╭──

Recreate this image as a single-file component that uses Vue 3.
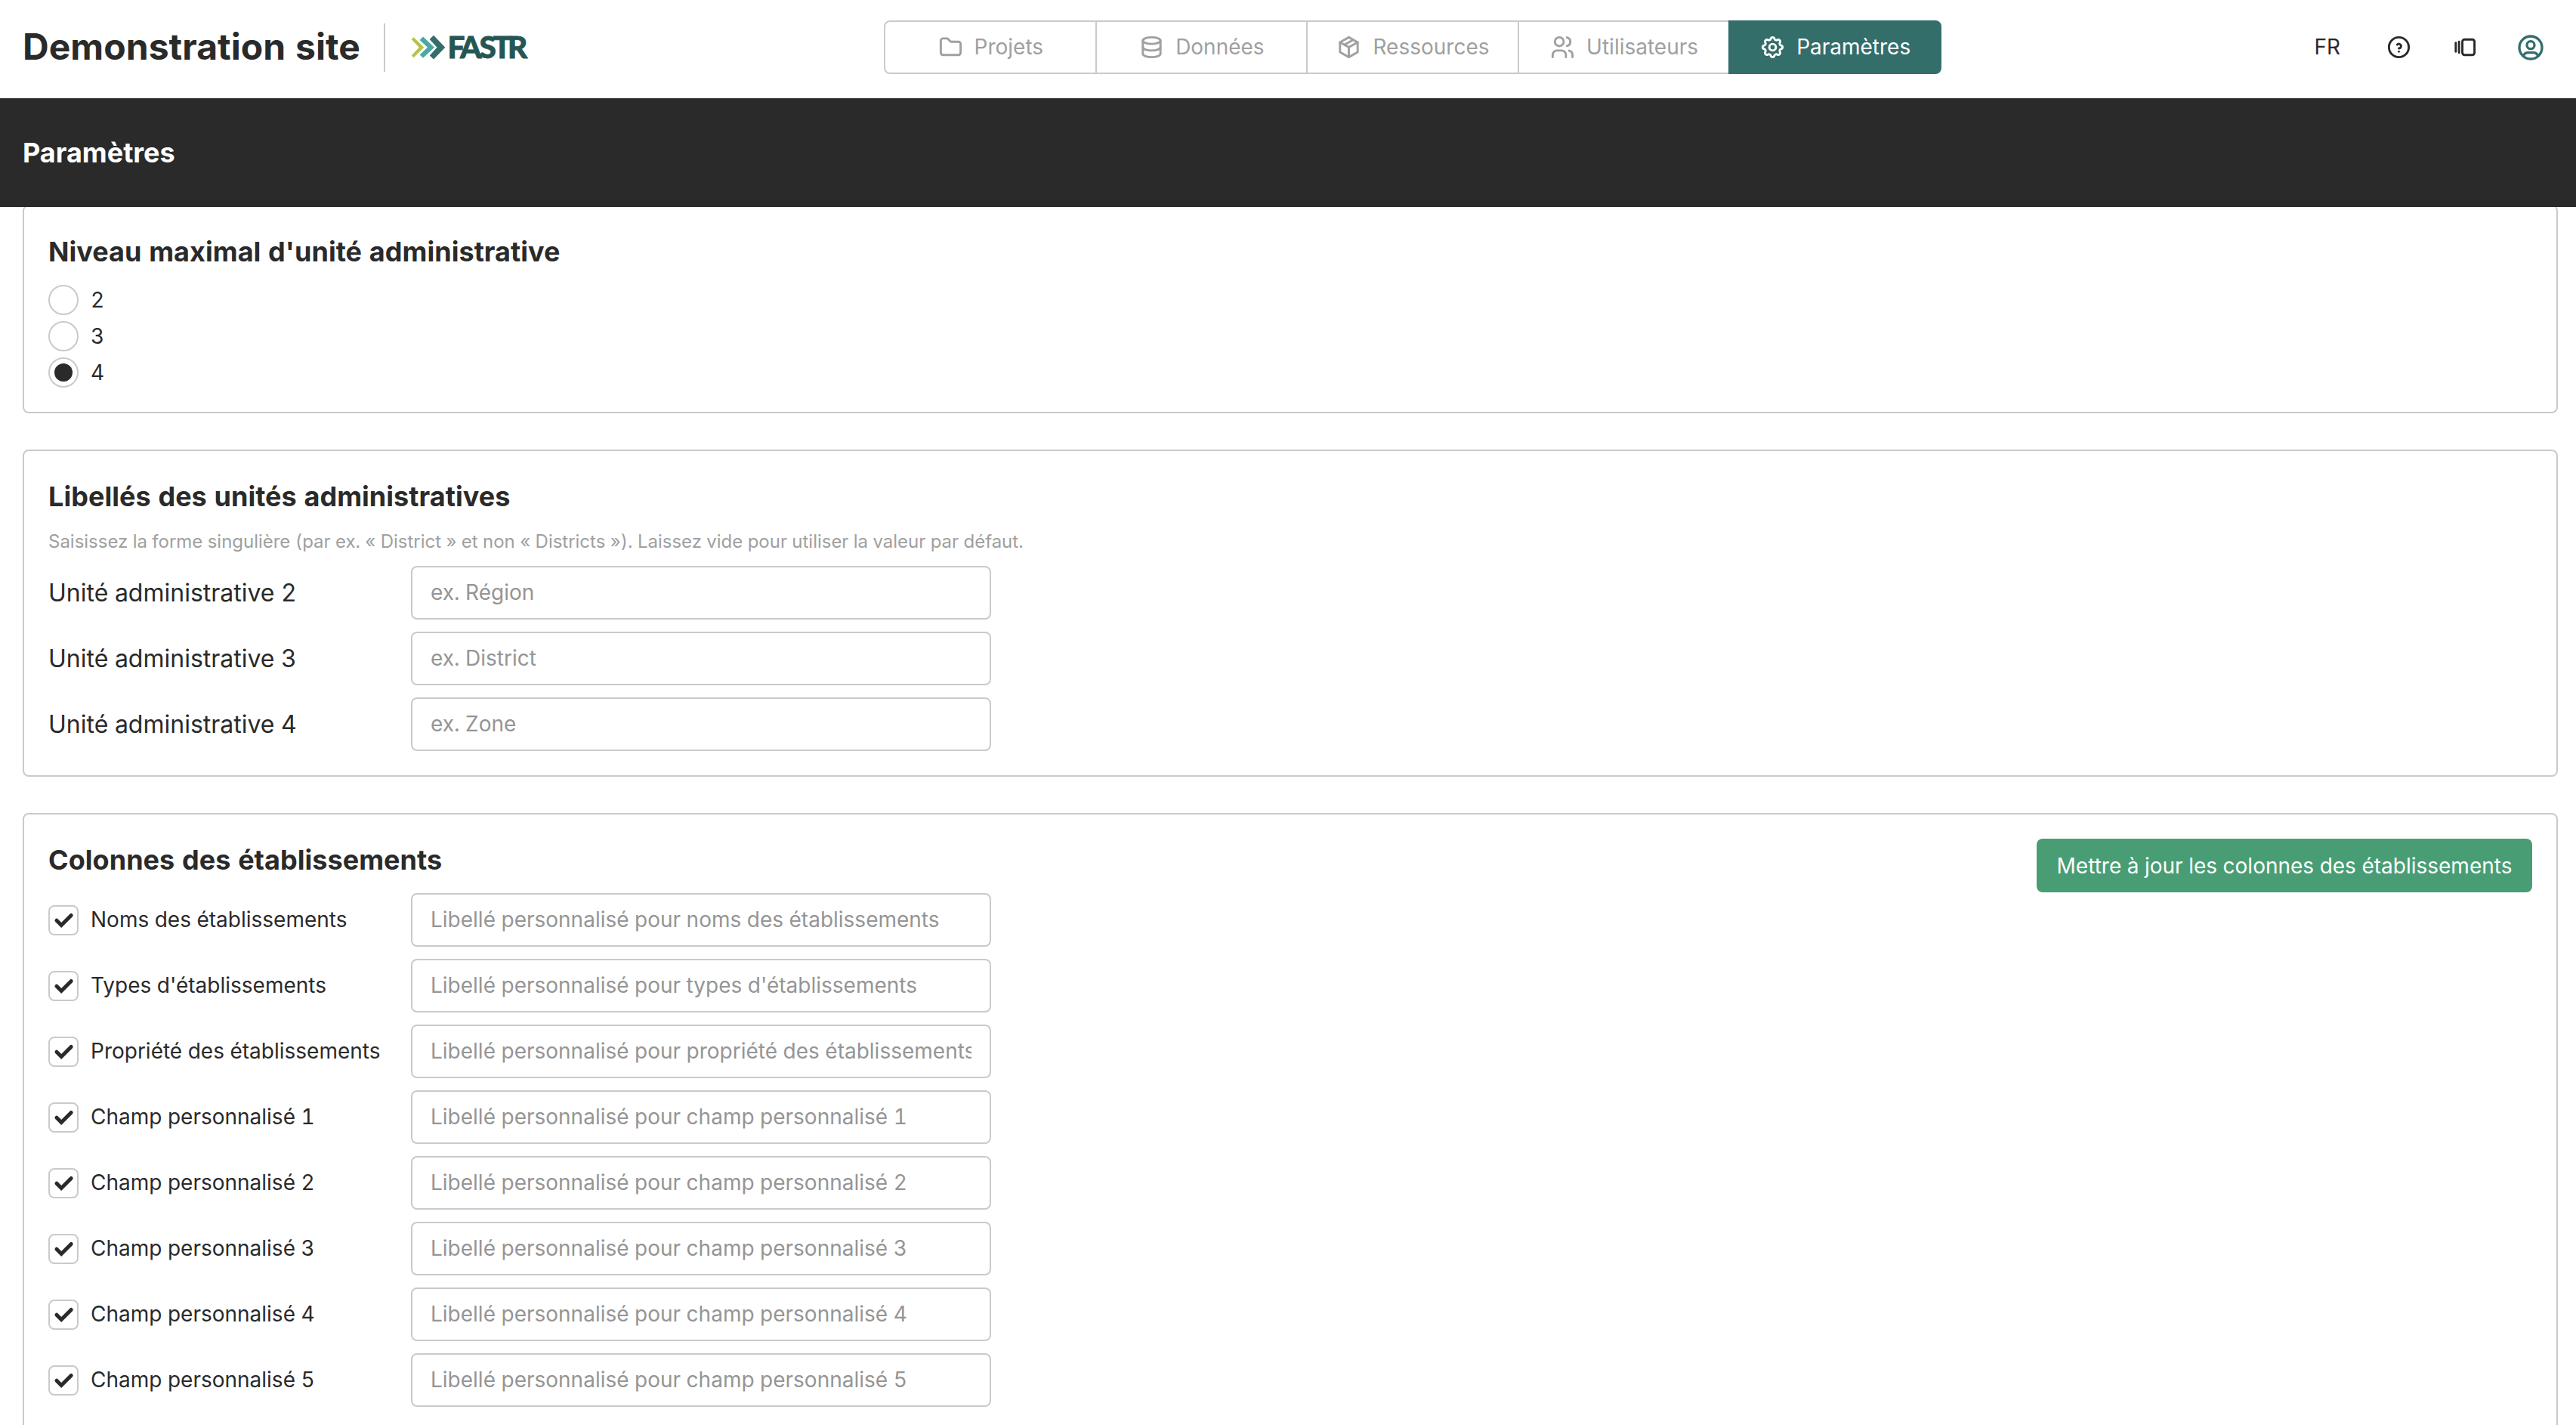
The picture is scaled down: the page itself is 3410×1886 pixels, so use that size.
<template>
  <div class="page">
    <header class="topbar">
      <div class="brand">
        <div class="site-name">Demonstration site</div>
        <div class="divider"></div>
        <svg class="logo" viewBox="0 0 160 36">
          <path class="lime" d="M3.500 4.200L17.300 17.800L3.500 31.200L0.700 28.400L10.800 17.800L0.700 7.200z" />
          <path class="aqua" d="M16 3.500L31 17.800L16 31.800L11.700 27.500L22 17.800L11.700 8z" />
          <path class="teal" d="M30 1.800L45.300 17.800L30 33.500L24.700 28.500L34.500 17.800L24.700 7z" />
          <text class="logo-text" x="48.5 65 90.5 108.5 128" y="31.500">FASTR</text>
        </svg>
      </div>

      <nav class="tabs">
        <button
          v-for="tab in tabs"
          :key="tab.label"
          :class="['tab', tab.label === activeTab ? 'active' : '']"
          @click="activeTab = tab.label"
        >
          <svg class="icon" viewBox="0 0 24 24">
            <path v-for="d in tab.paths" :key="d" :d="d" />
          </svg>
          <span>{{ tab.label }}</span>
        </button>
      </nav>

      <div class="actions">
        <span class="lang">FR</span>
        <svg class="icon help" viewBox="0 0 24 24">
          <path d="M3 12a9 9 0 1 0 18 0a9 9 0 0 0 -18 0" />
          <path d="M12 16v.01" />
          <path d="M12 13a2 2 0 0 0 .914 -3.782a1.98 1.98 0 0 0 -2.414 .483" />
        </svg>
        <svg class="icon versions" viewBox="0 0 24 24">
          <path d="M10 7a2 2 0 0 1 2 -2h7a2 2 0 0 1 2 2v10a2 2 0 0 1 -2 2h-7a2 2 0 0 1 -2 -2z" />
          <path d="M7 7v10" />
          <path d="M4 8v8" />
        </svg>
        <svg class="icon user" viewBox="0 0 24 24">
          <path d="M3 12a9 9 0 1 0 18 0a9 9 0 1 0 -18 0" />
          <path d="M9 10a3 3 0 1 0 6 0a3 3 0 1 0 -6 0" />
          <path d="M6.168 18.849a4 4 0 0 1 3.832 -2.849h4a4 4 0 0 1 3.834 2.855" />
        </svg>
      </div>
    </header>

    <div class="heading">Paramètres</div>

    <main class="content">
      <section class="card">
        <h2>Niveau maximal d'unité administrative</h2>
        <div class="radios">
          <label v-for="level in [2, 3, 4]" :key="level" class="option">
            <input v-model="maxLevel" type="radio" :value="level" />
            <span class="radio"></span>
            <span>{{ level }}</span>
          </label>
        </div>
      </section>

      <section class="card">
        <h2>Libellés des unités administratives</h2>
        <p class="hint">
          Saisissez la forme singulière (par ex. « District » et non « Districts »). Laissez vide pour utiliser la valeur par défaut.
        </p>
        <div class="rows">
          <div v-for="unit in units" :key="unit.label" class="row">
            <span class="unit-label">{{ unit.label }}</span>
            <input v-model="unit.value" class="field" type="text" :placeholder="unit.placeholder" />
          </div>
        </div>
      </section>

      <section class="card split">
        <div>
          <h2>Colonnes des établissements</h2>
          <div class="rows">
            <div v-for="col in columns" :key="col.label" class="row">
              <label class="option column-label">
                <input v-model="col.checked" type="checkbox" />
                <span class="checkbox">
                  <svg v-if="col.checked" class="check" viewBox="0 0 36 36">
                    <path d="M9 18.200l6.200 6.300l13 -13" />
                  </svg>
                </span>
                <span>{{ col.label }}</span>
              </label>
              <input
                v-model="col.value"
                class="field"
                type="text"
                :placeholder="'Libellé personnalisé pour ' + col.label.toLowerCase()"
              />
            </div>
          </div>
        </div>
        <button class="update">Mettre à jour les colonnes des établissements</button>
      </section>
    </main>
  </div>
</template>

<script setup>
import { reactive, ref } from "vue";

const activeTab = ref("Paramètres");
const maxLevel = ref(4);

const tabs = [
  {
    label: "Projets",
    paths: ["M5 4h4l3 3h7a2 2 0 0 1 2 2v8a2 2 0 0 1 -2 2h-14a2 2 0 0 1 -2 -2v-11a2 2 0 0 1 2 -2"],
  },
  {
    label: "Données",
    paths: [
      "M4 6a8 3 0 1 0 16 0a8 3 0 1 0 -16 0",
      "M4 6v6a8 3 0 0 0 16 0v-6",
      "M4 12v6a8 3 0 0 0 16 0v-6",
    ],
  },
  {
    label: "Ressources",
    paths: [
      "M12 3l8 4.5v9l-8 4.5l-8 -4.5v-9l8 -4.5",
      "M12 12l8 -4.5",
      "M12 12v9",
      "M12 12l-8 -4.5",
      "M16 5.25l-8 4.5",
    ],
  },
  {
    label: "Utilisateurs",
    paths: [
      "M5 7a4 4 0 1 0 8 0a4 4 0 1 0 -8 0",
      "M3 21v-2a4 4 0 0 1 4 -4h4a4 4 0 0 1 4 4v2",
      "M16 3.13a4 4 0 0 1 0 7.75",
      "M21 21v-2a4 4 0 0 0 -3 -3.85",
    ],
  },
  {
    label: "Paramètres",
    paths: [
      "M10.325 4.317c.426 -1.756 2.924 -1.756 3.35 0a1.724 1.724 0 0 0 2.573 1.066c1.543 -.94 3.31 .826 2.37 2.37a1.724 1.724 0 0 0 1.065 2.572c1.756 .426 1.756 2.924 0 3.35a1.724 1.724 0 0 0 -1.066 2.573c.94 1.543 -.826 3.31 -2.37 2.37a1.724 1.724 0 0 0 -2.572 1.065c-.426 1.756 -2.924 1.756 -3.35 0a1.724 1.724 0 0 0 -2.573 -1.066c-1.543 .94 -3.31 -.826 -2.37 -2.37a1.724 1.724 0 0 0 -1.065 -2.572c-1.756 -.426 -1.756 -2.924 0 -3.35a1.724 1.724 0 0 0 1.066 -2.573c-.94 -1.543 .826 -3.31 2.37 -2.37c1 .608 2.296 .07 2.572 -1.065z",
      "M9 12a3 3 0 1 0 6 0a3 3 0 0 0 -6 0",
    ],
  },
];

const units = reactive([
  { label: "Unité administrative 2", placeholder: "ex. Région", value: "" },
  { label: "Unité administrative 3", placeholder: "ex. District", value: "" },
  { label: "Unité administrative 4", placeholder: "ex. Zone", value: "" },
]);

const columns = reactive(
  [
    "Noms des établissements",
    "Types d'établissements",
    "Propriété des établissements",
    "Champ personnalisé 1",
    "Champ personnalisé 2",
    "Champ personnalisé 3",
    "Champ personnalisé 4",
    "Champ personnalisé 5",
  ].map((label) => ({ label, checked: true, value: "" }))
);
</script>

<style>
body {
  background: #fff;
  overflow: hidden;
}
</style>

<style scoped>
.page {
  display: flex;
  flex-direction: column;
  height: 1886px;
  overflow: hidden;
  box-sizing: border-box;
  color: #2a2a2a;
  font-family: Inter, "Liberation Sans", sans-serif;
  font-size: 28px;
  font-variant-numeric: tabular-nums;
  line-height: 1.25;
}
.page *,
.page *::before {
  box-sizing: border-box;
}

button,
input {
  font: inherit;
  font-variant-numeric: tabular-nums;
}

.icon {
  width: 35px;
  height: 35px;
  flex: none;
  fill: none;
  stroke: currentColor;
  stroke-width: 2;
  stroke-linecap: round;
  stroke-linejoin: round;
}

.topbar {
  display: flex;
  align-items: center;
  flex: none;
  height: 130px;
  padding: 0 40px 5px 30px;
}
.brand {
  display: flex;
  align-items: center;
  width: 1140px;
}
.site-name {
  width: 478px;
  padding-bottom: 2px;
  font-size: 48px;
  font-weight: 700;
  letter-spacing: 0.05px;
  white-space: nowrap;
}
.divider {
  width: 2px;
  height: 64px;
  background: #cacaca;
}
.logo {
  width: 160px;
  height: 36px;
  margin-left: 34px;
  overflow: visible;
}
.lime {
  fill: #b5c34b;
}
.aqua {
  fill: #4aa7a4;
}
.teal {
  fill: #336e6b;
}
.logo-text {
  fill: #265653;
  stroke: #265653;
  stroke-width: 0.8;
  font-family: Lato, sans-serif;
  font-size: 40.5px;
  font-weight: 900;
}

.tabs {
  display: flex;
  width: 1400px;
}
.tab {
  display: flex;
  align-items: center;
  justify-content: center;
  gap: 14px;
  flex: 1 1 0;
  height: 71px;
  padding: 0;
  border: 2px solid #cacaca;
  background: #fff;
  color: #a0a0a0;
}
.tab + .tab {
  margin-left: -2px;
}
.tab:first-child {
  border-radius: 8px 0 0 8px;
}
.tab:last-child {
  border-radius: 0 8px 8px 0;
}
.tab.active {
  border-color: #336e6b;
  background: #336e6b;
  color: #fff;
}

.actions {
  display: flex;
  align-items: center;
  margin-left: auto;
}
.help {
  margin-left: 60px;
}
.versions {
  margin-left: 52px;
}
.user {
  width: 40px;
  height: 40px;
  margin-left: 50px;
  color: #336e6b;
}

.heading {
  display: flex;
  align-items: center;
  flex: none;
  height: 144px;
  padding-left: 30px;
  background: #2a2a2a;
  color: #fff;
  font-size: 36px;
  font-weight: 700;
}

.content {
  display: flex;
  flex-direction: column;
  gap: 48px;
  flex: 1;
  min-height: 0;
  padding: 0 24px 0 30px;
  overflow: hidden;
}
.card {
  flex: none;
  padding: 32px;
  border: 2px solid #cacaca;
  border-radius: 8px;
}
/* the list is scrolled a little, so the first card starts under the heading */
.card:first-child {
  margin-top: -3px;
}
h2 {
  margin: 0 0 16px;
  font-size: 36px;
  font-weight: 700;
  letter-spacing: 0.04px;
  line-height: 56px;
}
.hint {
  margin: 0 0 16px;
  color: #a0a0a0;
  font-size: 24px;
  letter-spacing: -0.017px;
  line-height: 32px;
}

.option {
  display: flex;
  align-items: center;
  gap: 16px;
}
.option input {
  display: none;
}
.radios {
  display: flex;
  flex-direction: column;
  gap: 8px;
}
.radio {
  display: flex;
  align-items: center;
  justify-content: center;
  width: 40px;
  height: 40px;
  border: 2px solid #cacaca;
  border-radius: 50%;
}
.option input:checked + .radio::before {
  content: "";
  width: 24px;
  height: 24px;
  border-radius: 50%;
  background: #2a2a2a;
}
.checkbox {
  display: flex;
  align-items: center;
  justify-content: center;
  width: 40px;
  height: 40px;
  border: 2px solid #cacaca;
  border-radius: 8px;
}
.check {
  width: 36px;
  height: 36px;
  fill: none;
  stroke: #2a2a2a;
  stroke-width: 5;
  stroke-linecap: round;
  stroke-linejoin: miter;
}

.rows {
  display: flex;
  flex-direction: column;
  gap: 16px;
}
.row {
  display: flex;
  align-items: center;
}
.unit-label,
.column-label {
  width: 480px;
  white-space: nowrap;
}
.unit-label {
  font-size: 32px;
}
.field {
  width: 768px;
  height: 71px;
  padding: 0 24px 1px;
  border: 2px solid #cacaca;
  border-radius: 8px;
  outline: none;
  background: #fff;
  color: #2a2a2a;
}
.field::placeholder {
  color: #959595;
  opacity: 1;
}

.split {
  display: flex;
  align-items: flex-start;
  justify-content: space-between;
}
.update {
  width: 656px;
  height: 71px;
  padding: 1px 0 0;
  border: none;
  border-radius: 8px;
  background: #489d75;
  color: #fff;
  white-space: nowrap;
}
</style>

╰──

Check every line for "page" and show the ones that have it.

The picture is scaled down: the page itself is 3410×1886 pixels, so use that size.
  <div class="page">
.page {
.page *,
.page *::before {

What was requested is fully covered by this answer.